Many who, like myself, had opposed the abolition of Seanad Éireann and campaigned for its reform, were happy to take the Taoiseach at his word in the hope that real and substantial reform could be achieved.
We, of course, knew, as the Taoiseach did, that Seanad Éireann could not continue to function with any credibility on the basis of the narrow mandate it currently has, where most of its members are elected only by councillors, outgoing senators and incoming TDs.
We also knew, as the Taoiseach did, that real reform of the Seanad and how it was elected, could be achieved by legislation.

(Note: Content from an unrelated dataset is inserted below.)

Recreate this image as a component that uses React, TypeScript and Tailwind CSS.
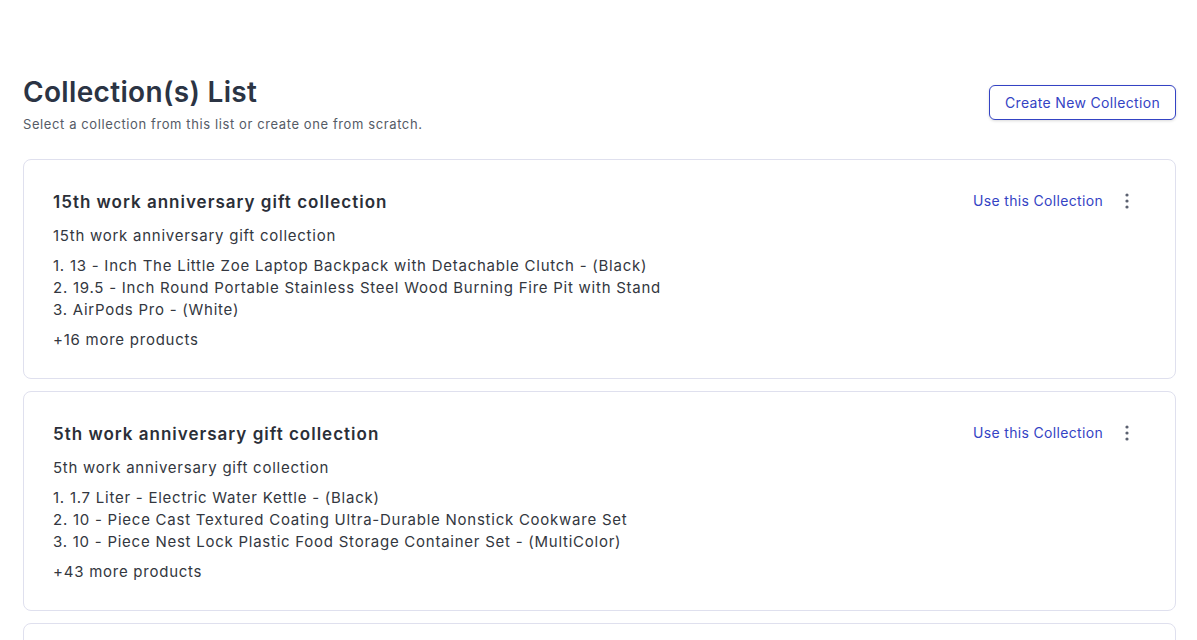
const collections = [
  {
    name: "15th work anniversary gift collection",
    description: "15th work anniversary gift collection",
    items: [
      "13 - Inch The Little Zoe Laptop Backpack with Detachable Clutch - (Black)",
      "19.5 - Inch Round Portable Stainless Steel Wood Burning Fire Pit with Stand",
      "AirPods Pro - (White)",
    ],
    more: 16,
  },
  {
    name: "5th work anniversary gift collection",
    description: "5th work anniversary gift collection",
    items: [
      "1.7 Liter - Electric Water Kettle - (Black)",
      "10 - Piece Cast Textured Coating Ultra-Durable Nonstick Cookware Set",
      "10 - Piece Nest Lock Plastic Food Storage Container Set - (MultiColor)",
    ],
    more: 43,
  },
  {
    name: "10th work anniversary gift collection",
    description: "10th work anniversary gift collection",
    items: ["Bluetooth Speaker - (Black)"],
    more: 12,
  },
];

const Kebab = () => (
  <svg width="4" height="16" viewBox="0 0 4 16" className="text-[#5b6170]">
    <circle cx="2" cy="2" r="1.6" fill="currentColor" />
    <circle cx="2" cy="8" r="1.6" fill="currentColor" />
    <circle cx="2" cy="14" r="1.6" fill="currentColor" />
  </svg>
);

const App = () => {
  return (
    <div
      className="min-h-screen bg-white pl-[23px] pr-[21px] pt-[76px]"
      style={{ fontFamily: "Inter, 'Noto Sans', sans-serif" }}
    >
      <div className="flex items-start justify-between">
        <div>
          <h1 className="text-[28px] font-semibold leading-[32px] tracking-[0.33px] text-[#2b3444]">
            Collection(s) List
          </h1>
          <p className="mt-[8px] text-[13px] leading-[16px] tracking-[0.6px] text-[#555b66]">
            Select a collection from this list or create one from scratch.
          </p>
        </div>
        <button className="mt-[9px] h-[35px] rounded-[6px] border border-[#3443c4] bg-white px-[15px] text-[14px] tracking-[0.33px] text-[#3443c4] shadow-[0_1px_3px_rgba(0,0,0,0.15)]">
          Create New Collection
        </button>
      </div>

      <div className="mt-[27px] flex flex-col gap-[12px]">
        {collections.map((c) => (
          <div
            key={c.name}
            className="rounded-[8px] border border-[#dfe0ee] bg-white px-[29px] pb-[27px] pt-[30px]"
          >
            <div className="flex items-start justify-between">
              <h2 className="text-[17px] font-semibold leading-[24px] tracking-[1px] text-[#2b2f38]">
                {c.name}
              </h2>
              <div className="flex items-center gap-[22px] pr-[17px] pt-[1px]">
                <button className="text-[14px] leading-[20px] tracking-[0.33px] text-[#3443c4]">
                  Use this Collection
                </button>
                <Kebab />
              </div>
            </div>
            <div className="text-[15px] leading-[22px] tracking-[0.75px] text-[#333740]">
              <p className="mt-[11px]">{c.description}</p>
              <ol className="mt-[8px]">
                {c.items.map((item, i) => (
                  <li key={item}>
                    {i + 1}. {item}
                  </li>
                ))}
              </ol>
              <p className="mt-[8px]">+{c.more} more products</p>
            </div>
          </div>
        ))}
      </div>
    </div>
  );
};

export default App;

It just required real political will.
Before the October 2013 referendum, I, along with Senator Katherine Zappone, had published a comprehensive Bill on Seanad reform. Under the bill, every person over 18 living in the island of Ireland would have had a vote in Seanad elections on the basis of 'one person one vote'. It would also have extended the right to vote in Seanad elections to Irish citizens abroad. The Bill also allowed citizens to nominate a person to become a candidate in a Seanad election.
Initially, it seemed the Taoiseach's proposals for Seanad reform were minimalist. A couple of weeks after the referendum, in late October 2013, he announced an intention to produce an Act, which would replace the existing arrangement where there are two third-level constituencies in the Seanad - one for graduates from the National University of Ireland and Trinity College respectively - with a single constituency in which all third-level graduates could vote and elect six senators.

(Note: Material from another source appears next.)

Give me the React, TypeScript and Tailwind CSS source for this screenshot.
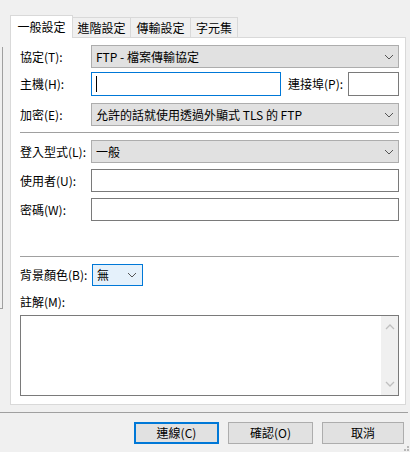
import React from "react";

const FONT = { fontFamily: '"Noto Sans CJK TC", "Noto Sans", sans-serif' };

function Chevron({ color = "#555" }: { color?: string }) {
  return (
    <svg width="10" height="6" viewBox="0 0 10 6" className="shrink-0">
      <polyline points="1,1 5,5 9,1" fill="none" stroke={color} strokeWidth="1" />
    </svg>
  );
}

function Combo({ text }: { text: string }) {
  return (
    <div className="flex-1 h-full flex items-center justify-between bg-[#e1e1e1] border border-[#adadad] pl-[4px] pr-[4px]">
      <span className="text-[12px] leading-[16px] text-black whitespace-nowrap">{text}</span>
      <Chevron />
    </div>
  );
}

function Label({ text, w }: { text: string; w: string }) {
  return <div className={`${w} shrink-0 text-[12px] leading-[16px] text-black whitespace-nowrap`}>{text}</div>;
}

export default function App() {
  return (
    <div className="w-[410px] h-[452px] bg-[#f0f0f0] flex flex-col relative overflow-hidden" style={FONT}>
      <div className="flex items-start">
        <div className="w-[10px] shrink-0">
          <div className="mt-[47px] w-[3px] h-[262px] border-r border-b border-[#a0a0a0]" />
        </div>
        <div className="w-[396px] pt-[15px] flex flex-col">
          <div className="h-[22px] flex items-end">
            <div className="relative z-10 -mb-px w-[63px] h-[23px] bg-white border border-b-0 border-[#d9d9d9] flex items-center justify-center text-[12px] leading-[16px] text-black">
              一般設定
            </div>
            <div className="w-[58px] h-[20px] border-t border-r border-[#d9d9d9] flex items-center justify-center text-[12px] leading-[16px] text-black">
              進階設定
            </div>
            <div className="w-[60px] h-[20px] border-t border-r border-[#d9d9d9] flex items-center justify-center text-[12px] leading-[16px] text-black">
              傳輸設定
            </div>
            <div className="w-[47px] h-[20px] border-t border-r border-[#d9d9d9] flex items-center justify-center text-[12px] leading-[16px] text-black">
              字元集
            </div>
          </div>
          <div className="h-[368px] bg-white border border-[#d9d9d9] pl-[9px] pr-[6px] pt-[7px] flex flex-col">
            <div className="h-[23px] flex items-center">
              <Label text="協定(T):" w="w-[71px]" />
              <Combo text="FTP - 檔案傳輸協定" />
            </div>
            <div className="mt-[4px] h-[24px] flex items-center">
              <Label text="主機(H):" w="w-[71px]" />
              <div className="w-[190px] h-full border border-[#0078d7] bg-white flex items-center pl-[4px]">
                <div className="w-px h-[16px] bg-black" />
              </div>
              <div className="ml-[7px] w-[60px] shrink-0 text-[12px] leading-[16px] text-black whitespace-nowrap">連接埠(P):</div>
              <div className="flex-1 h-full border border-[#7a7a7a] bg-white" />
            </div>
            <div className="mt-[7px] h-[23px] flex items-center">
              <Label text="加密(E):" w="w-[71px]" />
              <Combo text="允許的話就使用透過外顯式 TLS 的 FTP" />
            </div>
            <div className="mt-[6px] h-px bg-[#a0a0a0]" />
            <div className="mt-[7px] h-[23px] flex items-center">
              <Label text="登入型式(L):" w="w-[71px]" />
              <Combo text="一般" />
            </div>
            <div className="mt-[6px] h-[23px] flex items-center">
              <Label text="使用者(U):" w="w-[71px]" />
              <div className="flex-1 h-full border border-[#7a7a7a] bg-white" />
            </div>
            <div className="mt-[6px] h-[23px] flex items-center">
              <Label text="密碼(W):" w="w-[71px]" />
              <div className="flex-1 h-full border border-[#7a7a7a] bg-white" />
            </div>
            <div className="mt-[35px] h-px bg-[#a0a0a0]" />
            <div className="mt-[7px] h-[22px] flex items-center">
              <Label text="背景顏色(B):" w="w-[72px]" />
              <div className="w-[51px] h-full border border-[#0078d7] bg-[#e5f1fb] flex items-center justify-between pl-[4px] pr-[5px]">
                <span className="text-[12px] leading-[16px] text-black">無</span>
                <Chevron />
              </div>
            </div>
            <div className="mt-[8px] text-[12px] leading-[16px] text-black">註解(M):</div>
            <div className="mt-[5px] h-[81px] border border-[#7a7a7a] bg-white flex justify-end">
              <div className="w-[17px] h-full bg-[#f0f0f0] flex flex-col items-center justify-between py-[8px]">
                <svg width="10" height="6" viewBox="0 0 10 6">
                  <polyline points="1,5 5,1 9,5" fill="none" stroke="#bfbfbf" strokeWidth="1.3" />
                </svg>
                <svg width="10" height="6" viewBox="0 0 10 6">
                  <polyline points="1,1 5,5 9,1" fill="none" stroke="#bfbfbf" strokeWidth="1.3" />
                </svg>
              </div>
            </div>
          </div>
        </div>
      </div>
      <div className="mt-[7px] w-[408px] h-px bg-[#a0a0a0]" />
      <div className="mt-[9px] h-[22px] flex pl-[134px] gap-[9px]">
        <div className="w-[85px] h-full border-2 border-[#0078d7] bg-[#e1e1e1] flex items-center justify-center text-[12px] leading-[16px] text-black">
          連線(C)
        </div>
        <div className="w-[85px] h-full border border-[#adadad] bg-[#e1e1e1] flex items-center justify-center text-[12px] leading-[16px] text-black">
          確認(O)
        </div>
        <div className="w-[82px] h-full border border-[#adadad] bg-[#e1e1e1] flex items-center justify-center text-[12px] leading-[16px] text-black">
          取消
        </div>
      </div>
      <div className="absolute right-[1px] bottom-[1px] w-[6px] h-[6px]">
        <div className="absolute right-0 bottom-0 w-[2px] h-[2px] bg-[#b8b8b8]" />
        <div className="absolute right-[3px] bottom-0 w-[2px] h-[2px] bg-[#b8b8b8]" />
        <div className="absolute right-0 bottom-[3px] w-[2px] h-[2px] bg-[#b8b8b8]" />
      </div>
    </div>
  );
}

This change would have been welcome. It would have implemented a reform endorsed by the people in a constitutional referendum on July 4, 1979. It is hard to believe that, although on this Saturday, it will be 26 years to the day since the people voted for that, change still has not been implemented.
Expanding the basis for third-level representation in the Seanad would not, of itself, of course amount to real reform. That is why in late 2013, I asked the Taoiseach to also set up an all-party commission to explore wider reform.
After a further delay of another year, the Taoiseach did indeed set up a working group chaired by the chancellor of the National University, Maurice Manning, himself a former leader of the Seanad, to recommend proposals as to how senators, other than the third-level representatives and the Taoiseach's nominees, could be elected.
The working group chaired by Maurice Manning included other former senators from across the political spectrum, together with some academic experts, and Tom Arnold, the former chairman of the Constitutional Convention. This working group published its report on April 13 last.
It recommended that all citizens, including emigrants and Northern Ireland residents, should have a vote in Seanad elections. It did retain one 13-member panel to be elected by councillors, but its proposals were still very dramatic.
It is disappointing, of course, that even if enacted now, the Manning group proposal could not operate for the next Seanad election which is due early next summer at the latest. However, passing an Act based on the working group's proposals would at least ensure that real reform would be on the statute book usable in the election after that.
Again, it looked initially as if a process for reform was on track. Early in May, Maurice Manning and former senator Joe O' Toole came to Seanad Éireann to present the working group report as part of a Seanad debate. The working group also published a draft Bill to expedite the process of implementing their recommendations.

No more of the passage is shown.